* [Your instructions]
Without the images, write out the whole listing exactly.

— START Data shown —

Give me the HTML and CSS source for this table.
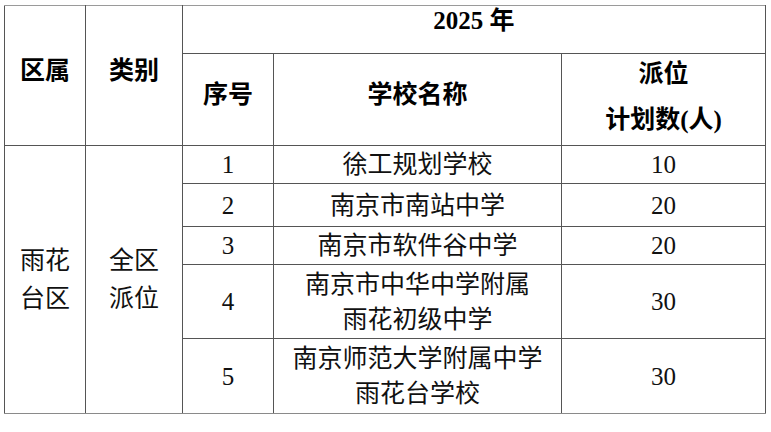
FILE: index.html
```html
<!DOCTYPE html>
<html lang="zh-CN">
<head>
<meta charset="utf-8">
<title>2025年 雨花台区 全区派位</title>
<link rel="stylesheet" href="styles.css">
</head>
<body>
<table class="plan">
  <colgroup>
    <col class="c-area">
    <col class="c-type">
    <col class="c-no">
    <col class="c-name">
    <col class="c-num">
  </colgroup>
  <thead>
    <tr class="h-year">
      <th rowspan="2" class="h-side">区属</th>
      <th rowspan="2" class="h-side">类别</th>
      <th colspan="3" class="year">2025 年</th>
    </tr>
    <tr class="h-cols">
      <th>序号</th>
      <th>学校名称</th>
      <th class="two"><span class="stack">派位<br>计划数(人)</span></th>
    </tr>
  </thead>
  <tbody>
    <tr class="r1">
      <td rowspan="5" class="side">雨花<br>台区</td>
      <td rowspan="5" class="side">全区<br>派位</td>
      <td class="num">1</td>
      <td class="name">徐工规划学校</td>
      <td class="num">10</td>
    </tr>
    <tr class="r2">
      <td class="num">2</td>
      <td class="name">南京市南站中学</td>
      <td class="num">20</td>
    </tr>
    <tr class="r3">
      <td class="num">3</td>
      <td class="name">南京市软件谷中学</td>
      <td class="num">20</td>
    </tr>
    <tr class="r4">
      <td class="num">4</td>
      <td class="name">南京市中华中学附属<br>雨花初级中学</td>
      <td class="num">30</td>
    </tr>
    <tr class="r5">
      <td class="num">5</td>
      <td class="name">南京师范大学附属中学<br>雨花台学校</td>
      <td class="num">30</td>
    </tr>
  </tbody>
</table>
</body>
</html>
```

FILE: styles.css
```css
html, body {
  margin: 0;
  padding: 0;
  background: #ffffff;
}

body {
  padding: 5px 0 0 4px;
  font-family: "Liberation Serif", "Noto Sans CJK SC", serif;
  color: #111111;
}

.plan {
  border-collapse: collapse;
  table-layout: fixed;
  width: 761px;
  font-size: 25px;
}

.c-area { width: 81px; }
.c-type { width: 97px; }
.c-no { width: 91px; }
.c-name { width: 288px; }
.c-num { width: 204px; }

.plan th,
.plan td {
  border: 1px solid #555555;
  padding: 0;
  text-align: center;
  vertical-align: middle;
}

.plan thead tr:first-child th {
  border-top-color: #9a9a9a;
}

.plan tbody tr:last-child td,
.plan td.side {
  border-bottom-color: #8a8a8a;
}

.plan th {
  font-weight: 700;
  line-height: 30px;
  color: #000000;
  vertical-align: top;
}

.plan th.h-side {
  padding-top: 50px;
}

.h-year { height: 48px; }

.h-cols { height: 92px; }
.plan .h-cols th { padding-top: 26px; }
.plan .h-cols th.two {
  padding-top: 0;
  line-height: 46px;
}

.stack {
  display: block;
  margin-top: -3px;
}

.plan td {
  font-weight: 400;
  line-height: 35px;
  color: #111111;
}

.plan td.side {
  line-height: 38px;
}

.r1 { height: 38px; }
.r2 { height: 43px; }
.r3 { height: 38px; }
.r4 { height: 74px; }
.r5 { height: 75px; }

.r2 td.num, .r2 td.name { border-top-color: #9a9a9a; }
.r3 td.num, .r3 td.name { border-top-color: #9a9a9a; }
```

— END Data shown —

* [Solution for this exercise]
Give me the HTML and CSS source for this table.
FILE: index.html
```html
<!DOCTYPE html>
<html lang="zh-CN">
<head>
<meta charset="utf-8">
<title>2025年 雨花台区 全区派位</title>
<link rel="stylesheet" href="styles.css">
</head>
<body>
<table class="plan">
  <colgroup>
    <col class="c-area">
    <col class="c-type">
    <col class="c-no">
    <col class="c-name">
    <col class="c-num">
  </colgroup>
  <thead>
    <tr class="h-year">
      <th rowspan="2" class="h-side">区属</th>
      <th rowspan="2" class="h-side">类别</th>
      <th colspan="3" class="year">2025 年</th>
    </tr>
    <tr class="h-cols">
      <th>序号</th>
      <th>学校名称</th>
      <th class="two"><span class="stack">派位<br>计划数(人)</span></th>
    </tr>
  </thead>
  <tbody>
    <tr class="r1">
      <td rowspan="5" class="side">雨花<br>台区</td>
      <td rowspan="5" class="side">全区<br>派位</td>
      <td class="num">1</td>
      <td class="name">徐工规划学校</td>
      <td class="num">10</td>
    </tr>
    <tr class="r2">
      <td class="num">2</td>
      <td class="name">南京市南站中学</td>
      <td class="num">20</td>
    </tr>
    <tr class="r3">
      <td class="num">3</td>
      <td class="name">南京市软件谷中学</td>
      <td class="num">20</td>
    </tr>
    <tr class="r4">
      <td class="num">4</td>
      <td class="name">南京市中华中学附属<br>雨花初级中学</td>
      <td class="num">30</td>
    </tr>
    <tr class="r5">
      <td class="num">5</td>
      <td class="name">南京师范大学附属中学<br>雨花台学校</td>
      <td class="num">30</td>
    </tr>
  </tbody>
</table>
</body>
</html>
```

FILE: styles.css
```css
html, body {
  margin: 0;
  padding: 0;
  background: #ffffff;
}

body {
  padding: 5px 0 0 4px;
  font-family: "Liberation Serif", "Noto Sans CJK SC", serif;
  color: #111111;
}

.plan {
  border-collapse: collapse;
  table-layout: fixed;
  width: 761px;
  font-size: 25px;
}

.c-area { width: 81px; }
.c-type { width: 97px; }
.c-no { width: 91px; }
.c-name { width: 288px; }
.c-num { width: 204px; }

.plan th,
.plan td {
  border: 1px solid #555555;
  padding: 0;
  text-align: center;
  vertical-align: middle;
}

.plan thead tr:first-child th {
  border-top-color: #9a9a9a;
}

.plan tbody tr:last-child td,
.plan td.side {
  border-bottom-color: #8a8a8a;
}

.plan th {
  font-weight: 700;
  line-height: 30px;
  color: #000000;
  vertical-align: top;
}

.plan th.h-side {
  padding-top: 50px;
}

.h-year { height: 48px; }

.h-cols { height: 92px; }
.plan .h-cols th { padding-top: 26px; }
.plan .h-cols th.two {
  padding-top: 0;
  line-height: 46px;
}

.stack {
  display: block;
  margin-top: -3px;
}

.plan td {
  font-weight: 400;
  line-height: 35px;
  color: #111111;
}

.plan td.side {
  line-height: 38px;
}

.r1 { height: 38px; }
.r2 { height: 43px; }
.r3 { height: 38px; }
.r4 { height: 74px; }
.r5 { height: 75px; }

.r2 td.num, .r2 td.name { border-top-color: #9a9a9a; }
.r3 td.num, .r3 td.name { border-top-color: #9a9a9a; }
```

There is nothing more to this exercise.